There is so much to do that sometimes a statute of limitations or statute of repose evaluation might take a back seat, unless it’s obvious. After all, particularly if your client was brought into the suit late, aren’t these cases typically subject to the discovery rule? And aren’t there often multiple owners, such that this new owner bringing suit wouldn’t have had prior knowledge of any defects?

Well, yes and yes. But a new case in New Jersey illustrates the importance of reviewing this potential affirmative defense and the related statute of repose defense, and making the review part of every initial analysis. Most importantly, the case gives defendants the ability to defend against the assertion that the statute of limitations was tolled until the most recent owner (and plaintiff) discovered the cause of action.

Background
In Palisades at Fort Lee Condo. Ass’n v. 100 Old Palisade, LLC, 2017 N.J. Lexis 845, 169 A.3d 473 (Supreme Court of New Jersey, September 14, 2017), Palisades at Fort Lee Condominium Association, Inc. (plaintiff) sued the general contractor and three subcontractors, alleging various defects in a commercial/residential high-rise under plaintiff’s control at the time suit was filed. However, the complex had gone through two ownership changes prior to suit being filed, and the building had been completed more than six years earlier.

The relevant timeline was as follows: in December 1999, Palisades A/V Acquisitions Co., LLC (A/V) retained defendant general contractor AJD Construction Co., Inc. (AJD) to build the complex. The project architect certified that the project was “substantially complete” as of May 1, 2002. A/V then rented units in the project for two years, after which, in June 2004, it sold the complex to 100 Old Palisade, LLC (Old Palisade), which converted the units into condominiums. On October 1, 2004, an engineer retained by Old Palisade found the complex to be in good condition.

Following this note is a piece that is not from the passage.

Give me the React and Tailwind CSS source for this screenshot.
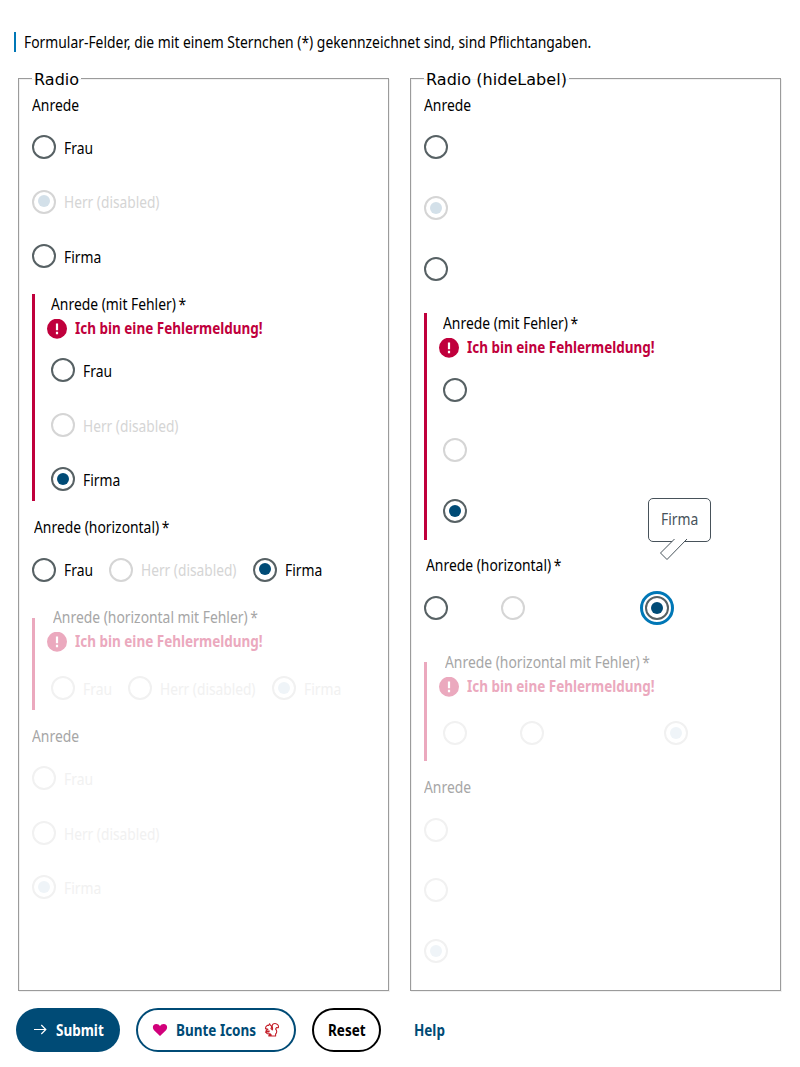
const tones = {
  normal: { ring: "border-[#576164]", dot: "bg-[#004b76]", text: "text-black" },
  muted: { ring: "border-[#d5d5d5]", dot: "bg-[#d3e0e9]", text: "text-[#d5d5d5]" },
  faint: { ring: "border-[#f1f1f1]", dot: "bg-[#eff4f8]", text: "text-[#f1f1f1]" },
};

function Text({ children, className = "", scale = "scale-x-[0.867]" }) {
  return (
    <span className={`block w-max origin-left whitespace-nowrap leading-5 ${scale} ${className}`}>
      {children}
    </span>
  );
}

function Bold({ children, className = "" }) {
  return (
    <span className={`block w-max origin-left scale-x-[0.843] whitespace-nowrap font-bold leading-5 ${className}`}>
      {children}
    </span>
  );
}

function Radio({ label, tone = "normal", checked, high, focus, className = "", textClass = "mt-[3px]" }) {
  const t = tones[tone];
  return (
    <label className={`flex h-6 items-start gap-2 ${className}`}>
      <span
        className={`flex size-6 shrink-0 items-center justify-center rounded-full border-2 ${t.ring} ${
          focus ? "outline-3 outline-offset-2 outline-[#0077b6]" : ""
        }`}
      >
        {checked && <span className={`size-3 rounded-full ${t.dot} ${high ? "mb-0.5" : ""}`} />}
      </span>
      {label && (
        <Text scale={label.length > 6 ? "scale-x-[0.858]" : "scale-x-[0.867]"} className={`${t.text} ${textClass}`}>
          {label}
        </Text>
      )}
    </label>
  );
}

function Legend({ children, required, className = "" }) {
  return (
    <Text className={className}>
      {children}
      {required && <span className="ml-[3px]">*</span>}
    </Text>
  );
}

function ErrorMessage({ faded }) {
  return (
    <div className={`mt-1 -ml-1 flex h-5 gap-2 ${faded ? "text-[#eba9be]" : "text-[#c0003c]"}`}>
      <svg viewBox="0 0 20 20" className="mt-px size-5 shrink-0">
        <circle cx="10" cy="9.7" r="10" fill="currentColor" />
        <path d="M10 4.500v6.700M10 12.700v2.500" stroke="white" strokeWidth="2.200" />
      </svg>
      <Bold>Ich bin eine Fehlermeldung!</Bold>
    </div>
  );
}

function Panel({ title, children }) {
  return (
    <fieldset className="h-[922px] w-[371px] border border-[#9b9b9b] px-[13px] shadow-[inset_1px_1px_0_#f1f1f1,1px_1px_0_#f1f1f1]">
      <legend className="h-[19px] px-0.5 font-['DejaVu_Sans'] text-base leading-[22px] tracking-[0.04px] whitespace-nowrap">
        {title}
      </legend>
      {children}
    </fieldset>
  );
}

function Tooltip() {
  return (
    <div className="absolute top-[-98px] left-[3px] h-[62px] w-[63px]">
      <div className="flex h-11 items-start rounded-[5px] border border-[#47525a] bg-white pt-2.5 pl-[11.5px] text-[#47525a]">
        <Text>Firma</Text>
      </div>
      <svg viewBox="0 0 63 62" className="absolute inset-0 h-[62px] w-[63px]">
        <path d="M26.5 41 12.5 55 19 61.5 39 41" fill="white" stroke="#47525a" />
      </svg>
    </div>
  );
}

function Heart() {
  return (
    <svg viewBox="0 0 16 16" className="size-4" fill="#d2007b">
      <path d="M8 14 2 8.200C-.2 5.800.9 2 4.300 2 6 2 7.300 2.800 8 4.200 8.700 2.800 10 2 11.700 2c3.400 0 4.500 3.800 2.300 6.200z" />
    </svg>
  );
}

function Squirrel() {
  return (
    <svg viewBox="0 0 16 16" className="size-4" fill="none" stroke="#c4202a" strokeWidth="1.100" strokeLinejoin="round">
      <path d="M3.500 3.200 4.600 3.500 5.600 1.800 6.400 3.300C7.800 3.800 8 5.500 7 6.500L8.300 7.800C9.300 6.800 8 5.300 8.200 3.600 8.600 1.800 10.500 1.300 12 1.700 14 2.200 15 4 14.300 5.800L12.500 5.600 11.600 7C13.200 8.600 13 11 11.600 12V14H4.800L5 12.900H7.200L6.200 11.800 3.200 11.600 1.500 10.200 2 9.600 4.800 10 5.300 9 3 9 2 8 4 7.300 1.500 6.500 1.800 4.800Z" />
    </svg>
  );
}

export default function App() {
  return (
    <main className="h-[1067px] w-[800px] overflow-hidden bg-white pt-8 font-['Noto_Sans',sans-serif] text-base text-black">
      <div className="ml-3.5 h-5 border-l-2 border-[#0077b6] pl-2">
        <Text>Formular-Felder, die mit einem Sternchen (*) gekennzeichnet sind, sind Pflichtangaben.</Text>
      </div>

      <div className="mt-[17px] ml-[18px] flex gap-[21px]">
        <Panel title="Radio">
          <Legend className="mt-[7px]">Anrede</Legend>
          <Radio label="Frau" className="mt-5" />
          <Radio label="Herr (disabled)" tone="muted" checked high className="mt-[31px]" textClass="mt-0.5" />
          <Radio label="Firma" className="mt-[30px]" />

          <div className="mt-[26px] flex h-[207px] flex-col border-l-3 border-[#c0003c] pl-4">
            <Legend required>Anrede (mit Fehler)</Legend>
            <ErrorMessage />
            <Radio label="Frau" className="mt-5" />
            <Radio label="Herr (disabled)" tone="muted" className="mt-[31px]" />
            <Radio label="Firma" checked className="mt-[30px]" />
          </div>

          <Legend required className="mt-4 ml-0.5">Anrede (horizontal)</Legend>
          <div className="mt-[21px] grid grid-cols-[77px_144px_1fr]">
            <Radio label="Frau" textClass="mt-0.5" />
            <Radio label="Herr (disabled)" tone="muted" textClass="mt-0.5" />
            <Radio label="Firma" checked high textClass="mt-0.5" />
          </div>

          <div className="mt-9 flex h-[92px] flex-col border-l-3 border-[#eba9be] pl-4">
            <Legend required className="-mt-[11px] ml-0.5 text-[#a6a6a6]">Anrede (horizontal mit Fehler)</Legend>
            <ErrorMessage faded />
            <div className="mt-[25px] grid grid-cols-[77px_144px_1fr]">
              <Radio label="Frau" tone="faint" />
              <Radio label="Herr (disabled)" tone="faint" />
              <Radio label="Firma" tone="faint" checked />
            </div>
          </div>

          <Legend className="mt-4 text-[#a6a6a6]">Anrede</Legend>
          <Radio label="Frau" tone="faint" className="mt-5" />
          <Radio label="Herr (disabled)" tone="faint" className="mt-[31px]" />
          <Radio label="Firma" tone="faint" checked className="mt-[30px]" />
        </Panel>

        <Panel title="Radio (hideLabel)">
          <Legend className="mt-[7px]">Anrede</Legend>
          <Radio className="mt-5" />
          <Radio tone="muted" checked className="mt-[37px]" />
          <Radio className="mt-[37px]" />

          <div className="mt-8 flex h-[227px] flex-col border-l-3 border-[#c0003c] pl-4">
            <Legend required>Anrede (mit Fehler)</Legend>
            <ErrorMessage />
            <Radio className="mt-[21px]" />
            <Radio tone="muted" className="mt-9" />
            <Radio checked className="mt-[37px]" />
          </div>

          <Legend required className="mt-[15px] ml-0.5">Anrede (horizontal)</Legend>
          <div className="mt-[21px] grid grid-cols-[77px_144px_1fr]">
            <Radio />
            <Radio tone="muted" />
            <div className="relative">
              <Radio checked focus />
              <Tooltip />
            </div>
          </div>

          <div className="mt-[42px] flex h-[99px] flex-col border-l-3 border-[#eba9be] pl-4">
            <Legend required className="-mt-2.5 ml-0.5 text-[#a6a6a6]">Anrede (horizontal mit Fehler)</Legend>
            <ErrorMessage faded />
            <div className="mt-[25px] grid grid-cols-[77px_144px_1fr]">
              <Radio tone="faint" />
              <Radio tone="faint" />
              <Radio tone="faint" checked />
            </div>
          </div>

          <Legend className="mt-4 text-[#a6a6a6]">Anrede</Legend>
          <Radio tone="faint" className="mt-[21px]" />
          <Radio tone="faint" className="mt-9" />
          <Radio tone="faint" checked className="mt-[37px]" />
        </Panel>
      </div>

      <div className="mt-[17px] ml-4 flex h-11 gap-4">
        <button className="flex w-[104px] items-center rounded-full bg-[#004b76] pl-4 text-white">
          <svg viewBox="0 0 16 16" className="mr-2 size-4" fill="none" stroke="white" strokeWidth="1.200">
            <path d="M2 7.500H13.700M9.300 3 13.800 7.500 9.300 12" />
          </svg>
          <Bold>Submit</Bold>
        </button>
        <button className="flex w-40 items-center rounded-full border-2 border-[#004b76] pl-3.5 text-[#004b76]">
          <Heart />
          <span className="ml-2 w-[88px]"><Bold>Bunte Icons</Bold></span>
          <Squirrel />
        </button>
        <button className="flex w-[69px] items-center rounded-full border-2 border-black pl-3.5">
          <Bold>Reset</Bold>
        </button>
        <button className="flex w-16 items-center pl-[17px] text-[#004b76]">
          <Bold>Help</Bold>
        </button>
      </div>
    </main>
  );
}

In July 2006, the unit owners took control of the Condominium Association and retained another engineer to inspect the complex. That engineer issued a June 13, 2007, report detailing construction-related defects, and the Association eventually sued various defendants in 2009 and 2010. The allegations were the typical breach of warranty and negligent workmanship allegations found in most construction defect complaints.

Rulings
In New Jersey, the statute of limitations to file such a suit is six years, as set forth in N.J.S.A. 2A:14-1. Ruling on a motion to dismiss for violation of the statute of limitations, the trial court found that the statute began to run on May 1, 2002, when the complex was “substantially complete.” Because suit had been filed after May 2008, the court granted the motion and dismissed the case.

The Appellate Division disagreed, concluding that the Association’s claims accrued when it assumed control of the complex and became “reasonably aware” of the claims of construction defect based on its June 2007 engineer’s report. The Supreme Court granted certification, but did not completely agree with either the trial or appellate courts, illustrating the difficulties inherent in the application of the statute of limitations and the discovery rule in construction defect litigation.

First, the Supreme Court disagreed that it is simply a matter of determining when a project is “substantially complete” when setting the accrual date. The discovery rule applies, it noted. So if an owner does not reasonably first discover a cause of action until after the project is substantially complete, then the full six-year statute does not begin to run until the date that the cause of action is discovered.

The Supreme Court therefore rejected the trial court’s opinion that, because damages and an at-fault party were discovered within the initial six-year period commencing with the substantial completion of the project, the plaintiff had to file the action within the initial six-year period. “We therefore reject defendants’ argument that, so long as plaintiff discovered the basis for an actionable claim within six years from the date of substantial completion, plaintiff had to file within the time remaining in the limitations period.”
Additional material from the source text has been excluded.